● **PROBLEM DETAILS**:
How many lines in these records hold the string "this"? State only that number.

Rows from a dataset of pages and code
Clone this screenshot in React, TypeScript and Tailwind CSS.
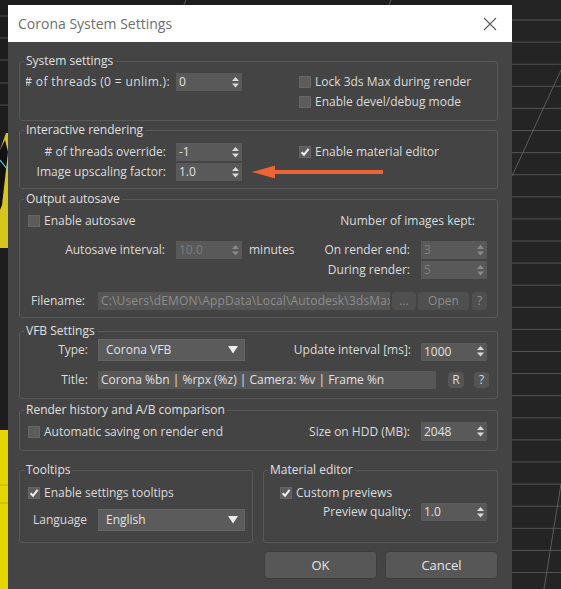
import React from "react";

const TXT = "text-[#dcdcdc]";

function SpinArrows({ dim }: { dim?: boolean }) {
  const c = dim ? "#8a8a8a" : "#dadada";
  return (
    <svg width="7" height="11" viewBox="0 0 7 11" className="shrink-0">
      <polygon points="3.5,0 0,4 7,4" fill={c} />
      <polygon points="0,6.5 7,6.5 3.5,10.5" fill={c} />
    </svg>
  );
}

function Spinner({ value, disabled, h }: { value: string; disabled?: boolean; h?: string }) {
  return (
    <div
      className={
        "w-[66px] flex items-center justify-between pl-[3px] pr-[3px] bg-[#595959] shrink-0 " +
        (h === "19" ? "h-[19px] " : "h-[18px] ") +
        (disabled ? "text-[#7e7e7e]" : "text-[#e2e2e2]")
      }
    >
      <span>{value}</span>
      <SpinArrows dim={disabled} />
    </div>
  );
}

function Dropdown({ value }: { value: string }) {
  return (
    <div className="w-[147px] h-[22px] bg-[#5b5b5b] border border-[#646464] flex items-center justify-between pl-[7px] pr-[6px] text-[#e2e2e2] shrink-0">
      <span>{value}</span>
      <svg width="10" height="8" viewBox="0 0 10 8">
        <polygon points="0,0 10,0 5,7.5" fill="#ececec" />
      </svg>
    </div>
  );
}

function Check({ checked }: { checked?: boolean }) {
  return (
    <span className="w-[12px] h-[12px] bg-[#5c5c5c] border border-[#656565] flex items-center justify-center shrink-0">
      {checked ? (
        <svg width="10" height="10" viewBox="0 0 10 10">
          <path d="M1.6 5.2 L4 7.8 L8.6 1.8" stroke="#f2f2f2" strokeWidth="2" fill="none" />
        </svg>
      ) : null}
    </span>
  );
}

function CheckRow({ checked, label }: { checked?: boolean; label: string }) {
  return (
    <div className="flex items-center">
      <Check checked={checked} />
      <span className="ml-[4px] whitespace-nowrap">{label}</span>
    </div>
  );
}

function Group({ title, className, children }: { title: string; className?: string; children: React.ReactNode }) {
  return (
    <fieldset className={"border border-[#585858] rounded-[3px] min-w-0 " + (className || "")}>
      <legend className="ml-[4px] px-[2px] leading-[16px] text-[#e0e0e0]">{title}</legend>
      {children}
    </fieldset>
  );
}

function Background() {
  const ys: number[] = [];
  for (let k = 0; k < 26; k++) ys.push(20 + k * 22.1);
  return (
    <svg className="absolute inset-0" width="561" height="589" viewBox="0 0 561 589">
      <rect x="0" y="0" width="561" height="589" fill="#1d1d1d" />
      <rect x="512" y="0" width="49" height="589" fill="#242424" />
      {ys.map((y, i) => (
        <line key={i} x1="512" y1={y} x2="561" y2={y} stroke="#535353" strokeWidth="1" />
      ))}
      <line x1="561" y1="70" x2="512" y2="176" stroke="#6a6a6a" strokeWidth="0.8" />
      <line x1="561" y1="484" x2="544" y2="589" stroke="#6a6a6a" strokeWidth="0.8" />
      {[16, 38, 60, 83, 105].map((y, i) => (
        <line key={"l" + i} x1="0" y1={y} x2="8" y2={y} stroke="#4e4e4e" strokeWidth="1" />
      ))}
      <line x1="186" y1="0" x2="184" y2="5" stroke="#6a6a6a" strokeWidth="0.8" />
      <line x1="391" y1="0" x2="389" y2="5" stroke="#6a6a6a" strokeWidth="0.8" />
      <polygon points="0,150 6,133 8,133 8,248 0,248" fill="#d6c61a" />
      <polygon points="0,150 5,140 8,152 2,205 0,210" fill="#111" />
      <line x1="0" y1="160" x2="8" y2="170" stroke="#4fd4e8" strokeWidth="1.2" />
      <rect x="0" y="430" width="8" height="159" fill="#e6d600" />
      <line x1="0" y1="485" x2="8" y2="485" stroke="#bfae00" strokeWidth="1" />
      <line x1="0" y1="503" x2="8" y2="503" stroke="#bfae00" strokeWidth="1" />
    </svg>
  );
}

export default function App() {
  return (
    <div className="relative w-[561px] h-[589px] overflow-hidden font-['Open_Sans',sans-serif] text-[12px] leading-[16px]">
      <Background />
      <div className="relative ml-[8px] pt-[5px] w-[504px]">
        {/* title bar */}
        <div className="h-[37px] bg-white flex items-center justify-between pl-[10px] pr-[15px]">
          <span className="text-[14px] text-[#6e6e6e]">Corona System Settings</span>
          <svg width="14" height="14" viewBox="0 0 14 14">
            <path d="M1 1 L13 13 M13 1 L1 13" stroke="#5a5a5a" strokeWidth="1.1" />
          </svg>
        </div>
        {/* body */}
        <div className={"bg-[#444444] h-[547px] pl-[11px] pr-[14px] pt-[11px] " + TXT}>
          {/* System settings */}
          <Group title="System settings" className="pb-[9px]">
            <div className="flex items-center h-[18px] mt-[4px]">
              <div className="ml-[6px] w-[144px] overflow-hidden flex justify-end whitespace-nowrap">
                <span className="tracking-[0.35px]">#&nbsp;of threads (0 = unlim.):</span>
              </div>
              <div className="ml-[6px]">
                <Spinner value="0" />
              </div>
              <div className="ml-[57px]">
                <CheckRow label="Lock 3ds Max during render" />
              </div>
            </div>
            <div className="flex items-center h-[18px] mt-[2px]">
              <div className="ml-[279px]">
                <CheckRow label="Enable devel/debug mode" />
              </div>
            </div>
          </Group>

          {/* Interactive rendering */}
          <Group title="Interactive rendering" className="mt-[1px] pb-[7px]">
            <div className="flex items-center h-[18px] mt-[5px]">
              <div className="w-[148px] flex justify-end whitespace-nowrap pr-[2px]">
                <span>#&nbsp;of threads override:</span>
              </div>
              <div className="ml-[8px]">
                <Spinner value="-1" />
              </div>
              <div className="ml-[57px]">
                <CheckRow checked label="Enable material editor" />
              </div>
            </div>
            <div className="flex items-center h-[18px] mt-[2px]">
              <div className="w-[148px] flex justify-end whitespace-nowrap pr-[2px]">
                <span>Image upscaling factor:</span>
              </div>
              <div className="ml-[8px]">
                <Spinner value="1.0" />
              </div>
              <svg className="ml-[10px]" width="132" height="14" viewBox="0 0 132 14">
                <rect x="20" y="5" width="111" height="4" fill="#ee6436" />
                <polygon points="0,7 23,0.5 23,13.5" fill="#ee6436" />
              </svg>
            </div>
          </Group>

          {/* Output autosave */}
          <Group title="Output autosave" className="mt-[2px] pb-[7px]">
            <div className="flex items-center h-[18px] mt-[5px] pr-[22px]">
              <div className="ml-[8px]">
                <CheckRow label="Enable autosave" />
              </div>
              <div className="flex-1" />
              <span className="whitespace-nowrap">Number of images kept:</span>
            </div>
            <div className="flex items-center h-[18px] mt-[11px] pr-[10px]">
              <div className="w-[145px] flex justify-end whitespace-nowrap">
                <span>Autosave interval:</span>
              </div>
              <div className="ml-[11px]">
                <Spinner value="10.0" disabled />
              </div>
              <span className="ml-[7px] whitespace-nowrap">minutes</span>
              <div className="flex-1" />
              <span className="whitespace-nowrap">On render end:</span>
              <div className="ml-[11px]">
                <Spinner value="3" disabled />
              </div>
            </div>
            <div className="flex items-center h-[18px] mt-[2px] pr-[10px]">
              <div className="flex-1" />
              <span className="whitespace-nowrap">During render:</span>
              <div className="ml-[11px]">
                <Spinner value="5" disabled />
              </div>
            </div>
            <div className="flex items-center h-[18px] mt-[13px]">
              <div className="w-[78px] pl-[11px] whitespace-nowrap">Filename:</div>
              <div className="w-[292px] h-[18px] bg-[#555555] text-[#8d8d8d] pl-[3px] overflow-hidden whitespace-nowrap flex items-center">
                <span className="tracking-[0.15px]">C:\Users\dEMON\AppData\Local\Autodesk\3dsMax</span>
              </div>
              <div className="ml-[2px] w-[24px] h-[18px] bg-[#4f4f4f] rounded-[3px] text-[#8d8d8d] flex items-center justify-center">
                ...
              </div>
              <div className="ml-[2px] w-[51px] h-[18px] bg-[#4f4f4f] rounded-[3px] text-[#8d8d8d] flex items-center justify-center">
                Open
              </div>
              <div className="ml-[3px] w-[15px] h-[18px] bg-[#4f4f4f] rounded-[3px] text-[#8d8d8d] flex items-center justify-center">
                ?
              </div>
            </div>
          </Group>

          {/* VFB Settings */}
          <Group title="VFB Settings" className="mt-[5px] pb-[9px]">
            <div className="flex items-center h-[22px] pr-[10px]">
              <div className="w-[68px] flex justify-end">Type:</div>
              <div className="ml-[10px]">
                <Dropdown value="Corona VFB" />
              </div>
              <div className="flex-1" />
              <span className="whitespace-nowrap">Update interval [ms]:</span>
              <div className="ml-[10px] mt-[3px]">
                <Spinner value="1000" />
              </div>
            </div>
            <div className="flex items-center h-[18px] mt-[10px]">
              <div className="w-[68px] flex justify-end">Title:</div>
              <div className="ml-[10px] w-[338px] h-[18px] bg-[#575757] text-[#e2e2e2] pl-[3px] flex items-center whitespace-nowrap overflow-hidden">
                Corona %bn | %rpx (%z) | Camera: %v | Frame %n
              </div>
              <div className="ml-[12px] w-[16px] h-[16px] bg-[#555555] rounded-[4px] flex items-center justify-center">R</div>
              <div className="ml-[10px] w-[15px] h-[16px] bg-[#555555] rounded-[4px] flex items-center justify-center">?</div>
            </div>
          </Group>

          {/* Render history */}
          <Group title="Render history and A/B comparison" className="mt-[3px] pb-[9px]">
            <div className="flex items-center h-[19px] mt-[4px] pr-[10px]">
              <div className="ml-[8px]">
                <CheckRow label="Automatic saving on render end" />
              </div>
              <div className="flex-1" />
              <span className="whitespace-nowrap">Size on HDD (MB):</span>
              <div className="ml-[11px]">
                <Spinner value="2048" h="19" />
              </div>
            </div>
          </Group>

          {/* Tooltips / Material editor */}
          <div className="flex mt-[11px]">
            <Group title="Tooltips" className="w-[234px] pb-[11px]">
              <div className="flex items-center h-[18px] mt-[6px]">
                <div className="ml-[8px]">
                  <CheckRow checked label="Enable settings tooltips" />
                </div>
              </div>
              <div className="flex items-center h-[22px] mt-[7px]">
                <div className="w-[78px] pl-[13px]">Language</div>
                <Dropdown value="English" />
              </div>
            </Group>
            <Group title="Material editor" className="w-[235px] ml-[10px]">
              <div className="flex items-center h-[18px] mt-[6px]">
                <div className="ml-[16px]">
                  <CheckRow checked label="Custom previews" />
                </div>
              </div>
              <div className="flex items-center h-[18px] mt-[1px] pr-[10px]">
                <div className="flex-1" />
                <span className="whitespace-nowrap">Preview quality:</span>
                <div className="ml-[10px]">
                  <Spinner value="1.0" />
                </div>
              </div>
            </Group>
          </div>

          {/* Buttons */}
          <div className="flex mt-[8px] ml-[245px]">
            <div className="w-[114px] h-[28px] bg-[#575757] border border-[#3e3e3e] rounded-[4px] flex items-center justify-center text-[13px] text-[#e4e4e4]">
              OK
            </div>
            <div className="ml-[8px] w-[114px] h-[28px] bg-[#575757] border border-[#3e3e3e] rounded-[4px] flex items-center justify-center text-[13px] text-[#e4e4e4]">
              Cancel
            </div>
          </div>
        </div>
      </div>
    </div>
  );
}
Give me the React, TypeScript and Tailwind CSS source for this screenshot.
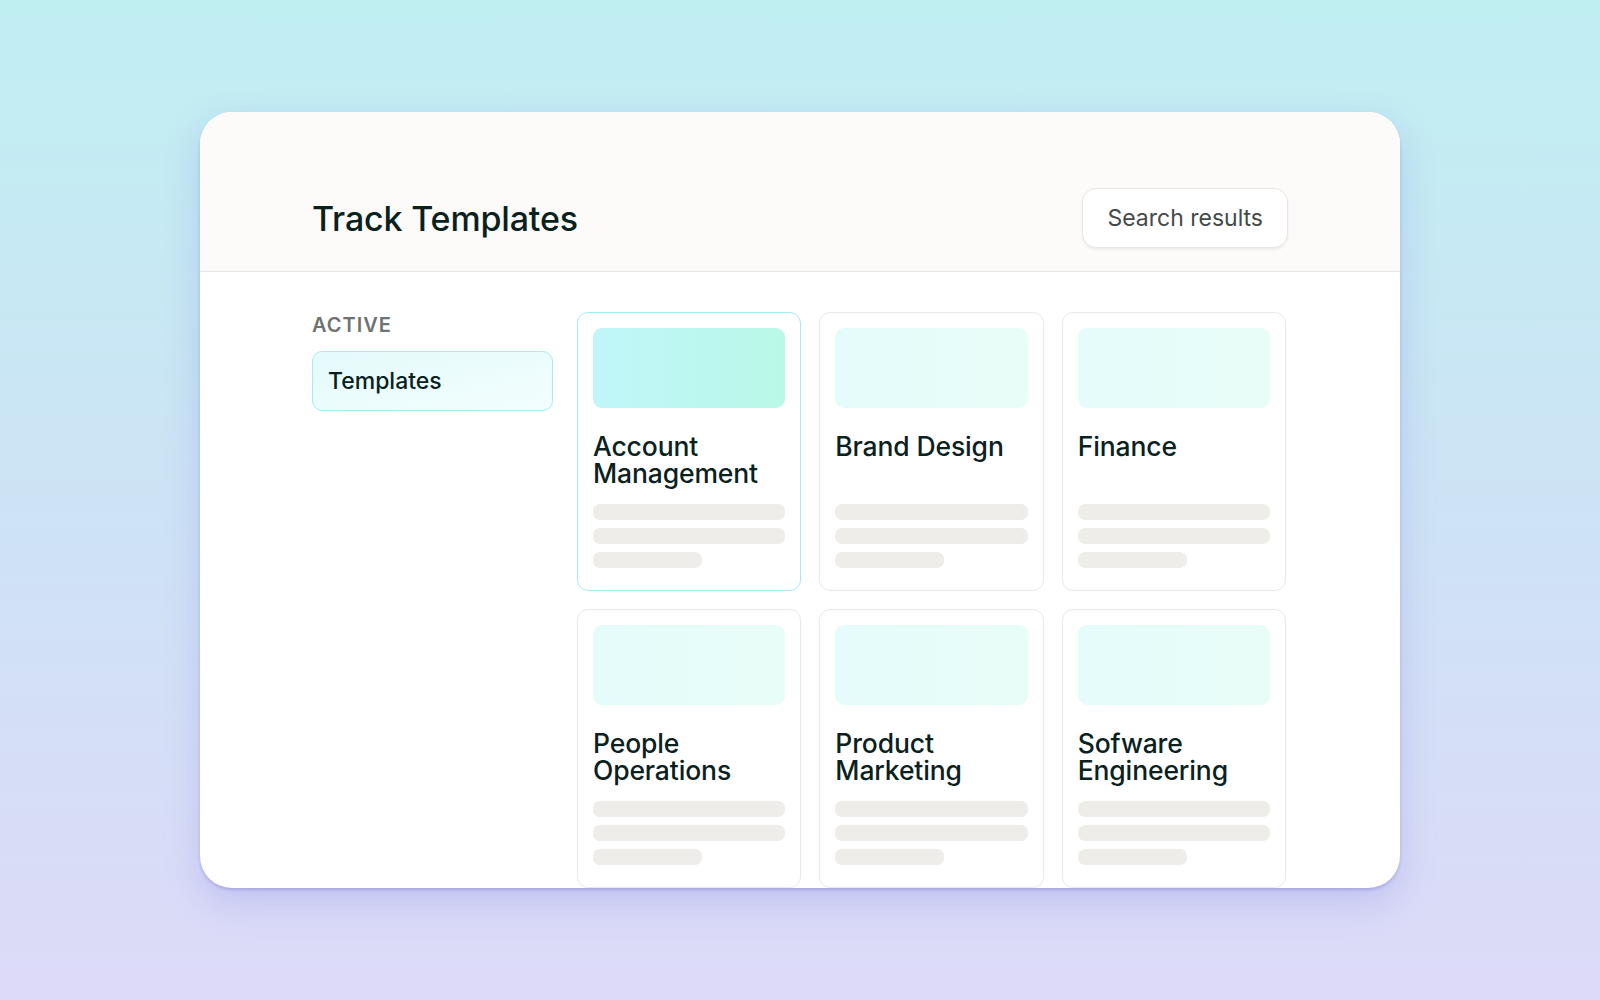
import React from "react";

const cards = [
  { title: "Account Management", active: true },
  { title: "Brand Design", active: false },
  { title: "Finance", active: false },
  { title: "People Operations", active: false },
  { title: "Product Marketing", active: false },
  { title: "Sofware Engineering", active: false },
];

function TemplateCard({ title, active }: { title: string; active: boolean }) {
  return (
    <div
      className={
        active
          ? "flex flex-col rounded-[11px] border border-[#a3edf1] bg-white px-[15px] pt-[15px] pb-[22px] h-[279px]"
          : "flex flex-col rounded-[11px] border border-[#ebe9e6] bg-white px-[15px] pt-[15px] pb-[22px] h-[279px]"
      }
    >
      <div
        className={
          active
            ? "h-[80px] rounded-[9px] bg-gradient-to-r from-[#c0f6f9] to-[#b9f8e7]"
            : "h-[80px] rounded-[9px] bg-gradient-to-r from-[#e5fcfc] to-[#e8fdf7]"
        }
      />
      <div className="mt-[25px] h-[54px] pr-[20px] text-[26.5px] leading-[27px] font-medium text-[#0a211e] tracking-[-0.005em]">
        {title}
      </div>
      <div className="mt-[17px] flex flex-col gap-[8px]">
        <div className="h-[16px] rounded-[7px] bg-[#efedea]" />
        <div className="h-[16px] rounded-[7px] bg-[#efedea]" />
        <div className="h-[16px] w-[109px] rounded-[7px] bg-[#efedea]" />
      </div>
    </div>
  );
}

export default function App() {
  return (
    <div
      className="min-h-screen w-full flex items-center justify-center bg-gradient-to-b from-[#c0eff2] via-[#cde3f5] to-[#dddaf8]"
      style={{ fontFamily: "Inter, 'Noto Sans', sans-serif" }}
    >
      <div className="w-[1200px] h-[776px] overflow-hidden rounded-[32px] bg-white shadow-[0_2px_3px_rgba(80,80,170,0.25),0_14px_36px_rgba(100,100,220,0.22)]">
        <div className="flex items-center justify-between bg-[#fcfbfa] border-b border-[#e6e5e3] pl-[112px] pr-[112px] pt-[76px] pb-[23px]">
          <h1 className="text-[34px] leading-[40px] font-medium text-[#0a211e] tracking-[-0.005em] translate-y-[1px]">
            Track Templates
          </h1>
          <div className="h-[60px] flex items-center rounded-[14px] border border-[#e7e5e3] bg-white px-[24px] text-[23px] text-[#454a49] shadow-[0_2px_3px_rgba(0,0,0,0.05)]">
            Search results
          </div>
        </div>
        <div className="flex gap-[24px] px-[112px] pt-[40px]">
          <div className="w-[241px] shrink-0">
            <div className="text-[20px] leading-[24px] font-semibold tracking-[0.05em] text-[#6e7372] translate-y-[1px]">
              ACTIVE
            </div>
            <div className="mt-[15px] h-[60px] flex items-center rounded-[10px] border border-[#a6edf1] bg-gradient-to-br from-[#e4fafb] to-[#f3fefe] px-[15px] text-[23px] font-medium text-[#0a211e]">
              Templates
            </div>
          </div>
          <div className="w-[709px] grid grid-cols-3 gap-[18px]">
            {cards.map((c) => (
              <TemplateCard key={c.title} title={c.title} active={c.active} />
            ))}
          </div>
        </div>
      </div>
    </div>
  );
}
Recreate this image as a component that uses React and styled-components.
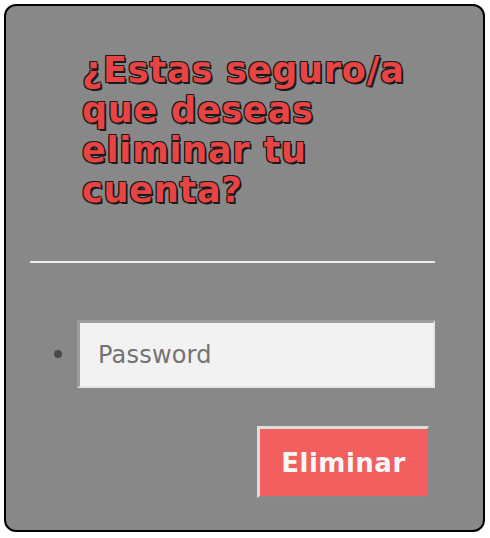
import styled, { createGlobalStyle } from "styled-components";

const GlobalStyle = createGlobalStyle`
  body {
    margin: 0;
    background: #ffffff;
    font-family: "DejaVu Sans", Verdana, sans-serif;
  }
`;

const Page = styled.div`
  padding: 4px;
`;

const Panel = styled.section`
  box-sizing: border-box;
  width: 481px;
  height: 528px;
  display: flex;
  flex-direction: column;
  padding: 0 48px 0 24px;
  background-color: #888888;
  border: 2px solid #000000;
  border-radius: 12px;
`;

const Title = styled.h1`
  margin: 44px 0 0 0;
  padding-left: 52px;
  max-width: 345px;
  font-size: 35px;
  line-height: 40px;
  letter-spacing: 0.8px;
  font-weight: bold;
  color: #e84444;
  text-shadow: -1px -1px 0 #1a1a1a, 1px -1px 0 #1a1a1a, -1px 1px 0 #1a1a1a,
    1px 1px 0 #1a1a1a, 2px 2px 0 #1a1a1a;
`;

const Divider = styled.hr`
  margin: 51px 0 0 0;
  height: 2px;
  border: none;
  background-color: #ececec;
`;

const FieldList = styled.ul`
  margin: 57px 0 0 0;
  padding-left: 47px;
  color: #4a4a4a;
`;

const FieldItem = styled.li`
  font-size: 26px;
`;

const PasswordInput = styled.input`
  box-sizing: border-box;
  width: 358px;
  height: 68px;
  padding: 0 18px;
  vertical-align: middle;
  background-color: #f2f2f2;
  border-style: solid;
  border-width: 3px 2px 2px 3px;
  border-color: #9c9c9c #e4e4e4 #e4e4e4 #9c9c9c;
  font-family: "DejaVu Sans", Verdana, sans-serif;
  font-size: 24px;
  letter-spacing: 0.2px;
  color: #333333;
  outline: none;

  &::placeholder {
    color: #737373;
  }
`;

const Actions = styled.div`
  display: flex;
  justify-content: flex-end;
  margin-top: 38px;
  padding-right: 6px;
`;

const DangerButton = styled.button`
  box-sizing: border-box;
  width: 172px;
  height: 72px;
  padding: 0;
  background-color: #f35f5f;
  border-style: solid;
  border-width: 3px 2px 2px 3px;
  border-color: #dcdcdc #8a8a8a #8a8a8a #dcdcdc;
  font-family: "DejaVu Sans", Verdana, sans-serif;
  font-size: 26px;
  letter-spacing: 0.5px;
  font-weight: bold;
  color: #f7f7f7;
  cursor: pointer;
`;

export default function App() {
  return (
    <Page>
      <GlobalStyle />
      <Panel>
        <Title>¿Estas seguro/a que deseas eliminar tu cuenta?</Title>
        <Divider />
        <FieldList>
          <FieldItem>
            <PasswordInput type="password" placeholder="Password" />
          </FieldItem>
        </FieldList>
        <Actions>
          <DangerButton type="button">Eliminar</DangerButton>
        </Actions>
      </Panel>
    </Page>
  );
}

● **THE RESPONSE**:
3